** Start Provided records **
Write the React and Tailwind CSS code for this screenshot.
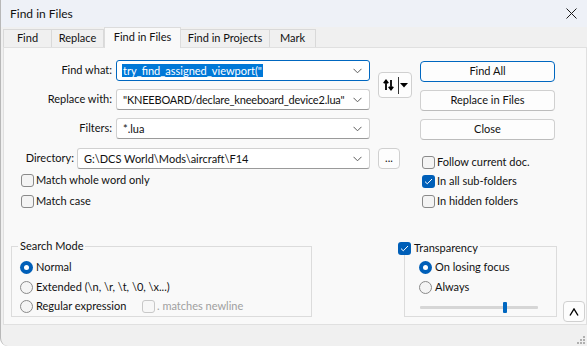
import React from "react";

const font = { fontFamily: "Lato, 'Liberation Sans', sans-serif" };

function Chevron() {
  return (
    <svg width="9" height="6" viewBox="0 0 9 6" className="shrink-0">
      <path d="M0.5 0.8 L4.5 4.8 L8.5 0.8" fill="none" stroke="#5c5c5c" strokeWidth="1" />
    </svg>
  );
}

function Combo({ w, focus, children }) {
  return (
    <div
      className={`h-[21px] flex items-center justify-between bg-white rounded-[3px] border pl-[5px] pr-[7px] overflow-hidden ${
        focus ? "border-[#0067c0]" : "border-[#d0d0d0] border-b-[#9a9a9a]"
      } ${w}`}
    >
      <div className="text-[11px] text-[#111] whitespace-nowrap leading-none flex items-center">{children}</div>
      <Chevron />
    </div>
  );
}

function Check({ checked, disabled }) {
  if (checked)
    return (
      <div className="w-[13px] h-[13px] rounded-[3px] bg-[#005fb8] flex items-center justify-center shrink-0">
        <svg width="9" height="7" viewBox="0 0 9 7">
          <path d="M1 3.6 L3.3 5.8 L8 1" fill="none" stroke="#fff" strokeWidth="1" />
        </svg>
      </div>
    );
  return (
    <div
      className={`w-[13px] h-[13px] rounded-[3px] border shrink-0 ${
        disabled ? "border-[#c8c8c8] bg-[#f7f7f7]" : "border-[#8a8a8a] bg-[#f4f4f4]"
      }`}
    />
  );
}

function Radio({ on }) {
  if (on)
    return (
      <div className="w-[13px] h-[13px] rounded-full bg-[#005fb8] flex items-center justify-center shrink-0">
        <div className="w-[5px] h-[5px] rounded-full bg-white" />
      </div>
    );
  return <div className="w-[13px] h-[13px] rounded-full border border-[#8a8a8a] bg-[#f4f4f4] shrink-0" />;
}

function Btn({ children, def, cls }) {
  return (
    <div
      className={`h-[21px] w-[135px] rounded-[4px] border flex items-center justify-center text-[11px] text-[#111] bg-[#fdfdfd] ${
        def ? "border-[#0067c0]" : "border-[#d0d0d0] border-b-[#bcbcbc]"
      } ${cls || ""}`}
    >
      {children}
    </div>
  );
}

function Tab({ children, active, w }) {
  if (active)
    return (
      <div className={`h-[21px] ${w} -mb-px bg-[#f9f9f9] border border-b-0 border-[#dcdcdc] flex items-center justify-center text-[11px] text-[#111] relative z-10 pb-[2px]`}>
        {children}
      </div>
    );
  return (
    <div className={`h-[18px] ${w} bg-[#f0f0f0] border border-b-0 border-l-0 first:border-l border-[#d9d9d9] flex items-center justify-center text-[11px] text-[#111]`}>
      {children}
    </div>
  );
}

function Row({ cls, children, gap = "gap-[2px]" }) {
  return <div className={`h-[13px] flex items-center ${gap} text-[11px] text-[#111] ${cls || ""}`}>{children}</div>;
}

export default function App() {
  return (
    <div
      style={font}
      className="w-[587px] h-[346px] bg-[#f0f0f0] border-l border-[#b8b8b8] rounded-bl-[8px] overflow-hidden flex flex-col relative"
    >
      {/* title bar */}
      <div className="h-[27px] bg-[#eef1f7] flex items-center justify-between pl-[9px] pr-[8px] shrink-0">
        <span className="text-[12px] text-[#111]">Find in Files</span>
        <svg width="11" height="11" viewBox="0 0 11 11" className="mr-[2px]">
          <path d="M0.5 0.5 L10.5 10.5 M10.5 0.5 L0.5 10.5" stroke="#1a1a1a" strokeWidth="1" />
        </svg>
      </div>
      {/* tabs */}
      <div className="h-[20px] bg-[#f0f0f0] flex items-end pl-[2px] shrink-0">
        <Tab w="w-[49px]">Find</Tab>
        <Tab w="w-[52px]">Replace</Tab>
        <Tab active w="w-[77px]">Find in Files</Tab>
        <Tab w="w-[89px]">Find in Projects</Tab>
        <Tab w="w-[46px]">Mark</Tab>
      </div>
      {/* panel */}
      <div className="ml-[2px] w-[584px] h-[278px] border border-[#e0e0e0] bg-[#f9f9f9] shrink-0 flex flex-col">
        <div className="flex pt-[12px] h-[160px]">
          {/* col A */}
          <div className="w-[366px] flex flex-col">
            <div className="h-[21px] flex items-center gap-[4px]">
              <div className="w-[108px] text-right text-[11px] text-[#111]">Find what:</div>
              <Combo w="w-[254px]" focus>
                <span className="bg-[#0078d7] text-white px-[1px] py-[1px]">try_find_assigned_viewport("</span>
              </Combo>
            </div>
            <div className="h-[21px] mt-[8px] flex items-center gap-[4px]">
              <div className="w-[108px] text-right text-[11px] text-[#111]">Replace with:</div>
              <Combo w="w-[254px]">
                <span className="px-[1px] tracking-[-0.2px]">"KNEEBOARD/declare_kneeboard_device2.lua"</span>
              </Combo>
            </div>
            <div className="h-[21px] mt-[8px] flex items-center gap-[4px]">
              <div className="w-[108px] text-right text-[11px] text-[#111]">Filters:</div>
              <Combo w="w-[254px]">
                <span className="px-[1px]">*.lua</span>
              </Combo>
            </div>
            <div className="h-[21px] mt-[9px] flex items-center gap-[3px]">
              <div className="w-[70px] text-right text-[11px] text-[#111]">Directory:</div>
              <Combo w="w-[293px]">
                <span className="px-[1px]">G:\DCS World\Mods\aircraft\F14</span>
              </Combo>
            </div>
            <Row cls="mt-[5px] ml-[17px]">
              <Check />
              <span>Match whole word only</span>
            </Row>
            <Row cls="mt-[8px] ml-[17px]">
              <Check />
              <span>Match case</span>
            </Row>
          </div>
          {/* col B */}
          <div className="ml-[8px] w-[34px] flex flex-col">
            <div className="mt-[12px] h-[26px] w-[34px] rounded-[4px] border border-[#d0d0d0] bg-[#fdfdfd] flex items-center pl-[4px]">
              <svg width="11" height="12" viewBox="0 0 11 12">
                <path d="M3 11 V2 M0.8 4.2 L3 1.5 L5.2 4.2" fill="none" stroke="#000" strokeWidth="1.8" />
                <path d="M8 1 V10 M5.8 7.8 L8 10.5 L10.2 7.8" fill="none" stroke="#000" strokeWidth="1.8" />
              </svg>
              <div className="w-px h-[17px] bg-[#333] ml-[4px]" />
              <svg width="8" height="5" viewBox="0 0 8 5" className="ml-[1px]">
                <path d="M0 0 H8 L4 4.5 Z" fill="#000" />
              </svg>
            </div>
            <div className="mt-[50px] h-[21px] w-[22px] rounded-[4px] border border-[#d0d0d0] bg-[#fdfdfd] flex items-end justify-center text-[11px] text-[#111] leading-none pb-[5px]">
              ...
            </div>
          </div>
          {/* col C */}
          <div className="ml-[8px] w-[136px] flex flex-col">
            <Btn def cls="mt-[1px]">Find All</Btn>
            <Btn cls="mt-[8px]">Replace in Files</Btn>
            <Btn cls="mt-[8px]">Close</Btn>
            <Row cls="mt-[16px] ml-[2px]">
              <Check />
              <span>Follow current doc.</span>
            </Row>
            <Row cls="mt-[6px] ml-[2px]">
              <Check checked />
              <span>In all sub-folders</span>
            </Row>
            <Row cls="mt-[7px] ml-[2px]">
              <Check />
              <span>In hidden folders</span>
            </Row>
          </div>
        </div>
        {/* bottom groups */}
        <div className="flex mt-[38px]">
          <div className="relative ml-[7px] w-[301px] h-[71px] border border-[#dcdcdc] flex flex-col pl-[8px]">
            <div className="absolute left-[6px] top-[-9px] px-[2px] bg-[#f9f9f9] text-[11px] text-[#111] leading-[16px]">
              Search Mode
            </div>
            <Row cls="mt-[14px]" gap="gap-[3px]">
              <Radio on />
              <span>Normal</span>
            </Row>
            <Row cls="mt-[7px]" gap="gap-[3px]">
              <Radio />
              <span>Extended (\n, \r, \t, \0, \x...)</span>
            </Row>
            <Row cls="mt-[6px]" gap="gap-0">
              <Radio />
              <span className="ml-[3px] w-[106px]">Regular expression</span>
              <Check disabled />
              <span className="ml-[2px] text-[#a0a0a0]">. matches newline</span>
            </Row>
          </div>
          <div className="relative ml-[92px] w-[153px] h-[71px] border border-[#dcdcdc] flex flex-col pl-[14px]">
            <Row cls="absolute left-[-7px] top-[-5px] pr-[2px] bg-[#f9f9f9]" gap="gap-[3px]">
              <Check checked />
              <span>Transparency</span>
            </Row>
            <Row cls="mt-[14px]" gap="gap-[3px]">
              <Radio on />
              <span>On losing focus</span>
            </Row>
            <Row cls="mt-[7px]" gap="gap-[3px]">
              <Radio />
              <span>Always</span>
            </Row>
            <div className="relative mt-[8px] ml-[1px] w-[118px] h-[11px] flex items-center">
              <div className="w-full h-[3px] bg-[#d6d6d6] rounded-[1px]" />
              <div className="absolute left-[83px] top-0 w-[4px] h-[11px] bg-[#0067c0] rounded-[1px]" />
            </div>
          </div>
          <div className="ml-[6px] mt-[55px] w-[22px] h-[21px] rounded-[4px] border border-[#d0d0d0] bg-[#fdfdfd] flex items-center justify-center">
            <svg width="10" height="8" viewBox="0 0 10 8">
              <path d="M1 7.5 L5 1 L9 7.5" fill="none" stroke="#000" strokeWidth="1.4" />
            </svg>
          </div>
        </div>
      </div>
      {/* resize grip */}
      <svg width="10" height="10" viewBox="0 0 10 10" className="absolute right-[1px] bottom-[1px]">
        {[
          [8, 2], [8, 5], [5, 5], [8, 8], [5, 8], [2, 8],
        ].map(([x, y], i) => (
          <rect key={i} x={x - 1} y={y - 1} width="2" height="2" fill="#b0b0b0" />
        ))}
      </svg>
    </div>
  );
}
** End Provided records **
** Start Provided records **
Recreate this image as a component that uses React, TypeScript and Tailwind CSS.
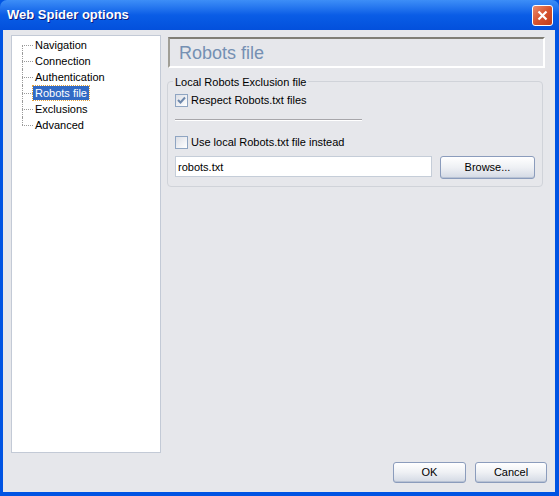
** End Provided records **
Written instruction: Look through the records above and report how many lines hold the word "Tailwind", giving only the number.

Full response: 2